For real estate, I just can’t invest in REI anymore. It’s just not worth it to me. Online is where I’m comfortable now. My friends have been buying stores in the $5k range and make their money back in 3-6 months. I’m looking at a store for $7000 right that makes $300 a month. However, I’m pretty sure I can bump that to $1k a month in a few months. I missed out on a store last month that I’m sort of kicking myself on. It was only $7k and made $1500 a month.
Once I purchase a store, I will post it as a case study on here.
By Kenric on Jan 8, 2012
D, I will be ranking on Google places also, not just the web results.
By Kenric on Jan 8, 2012
I figured you were on vacation somewhere.
If you have surplus cash (not needed to start or grow businesses) not making a good return, what do you plan to do with it? Paying off the SLC mortgages seems less productive than buying new properties with a higher rate of return. Given your low effort, low drama management style of the past, buying more properties locally would be a close to passive, long term wealth building tool.
It will be interesting to see if there are enough small businesses already making money that will want this service.

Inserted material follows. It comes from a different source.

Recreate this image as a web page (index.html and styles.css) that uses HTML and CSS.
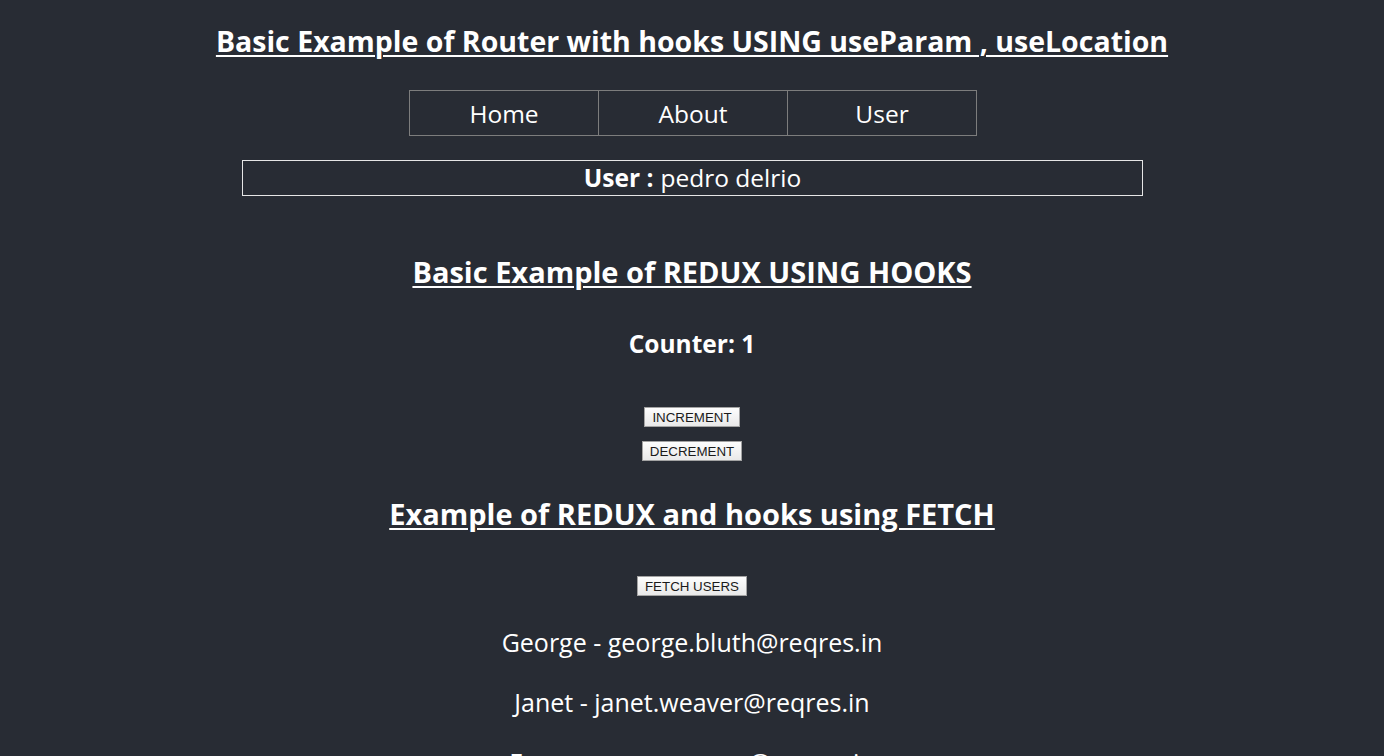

Still not sure the bricks and mortar folks will see the added value, at least at first.
By Another Investor on Jan 9, 2012
How about a teaser marketing tool allowing a business owner to try out your site/ SEO experience for a few months either at a lower month to month rate with option to cancel or a 90 day money back guarantee? It will allow those who are not sure if they will get an adequate ROI to be comfortable trying your business out.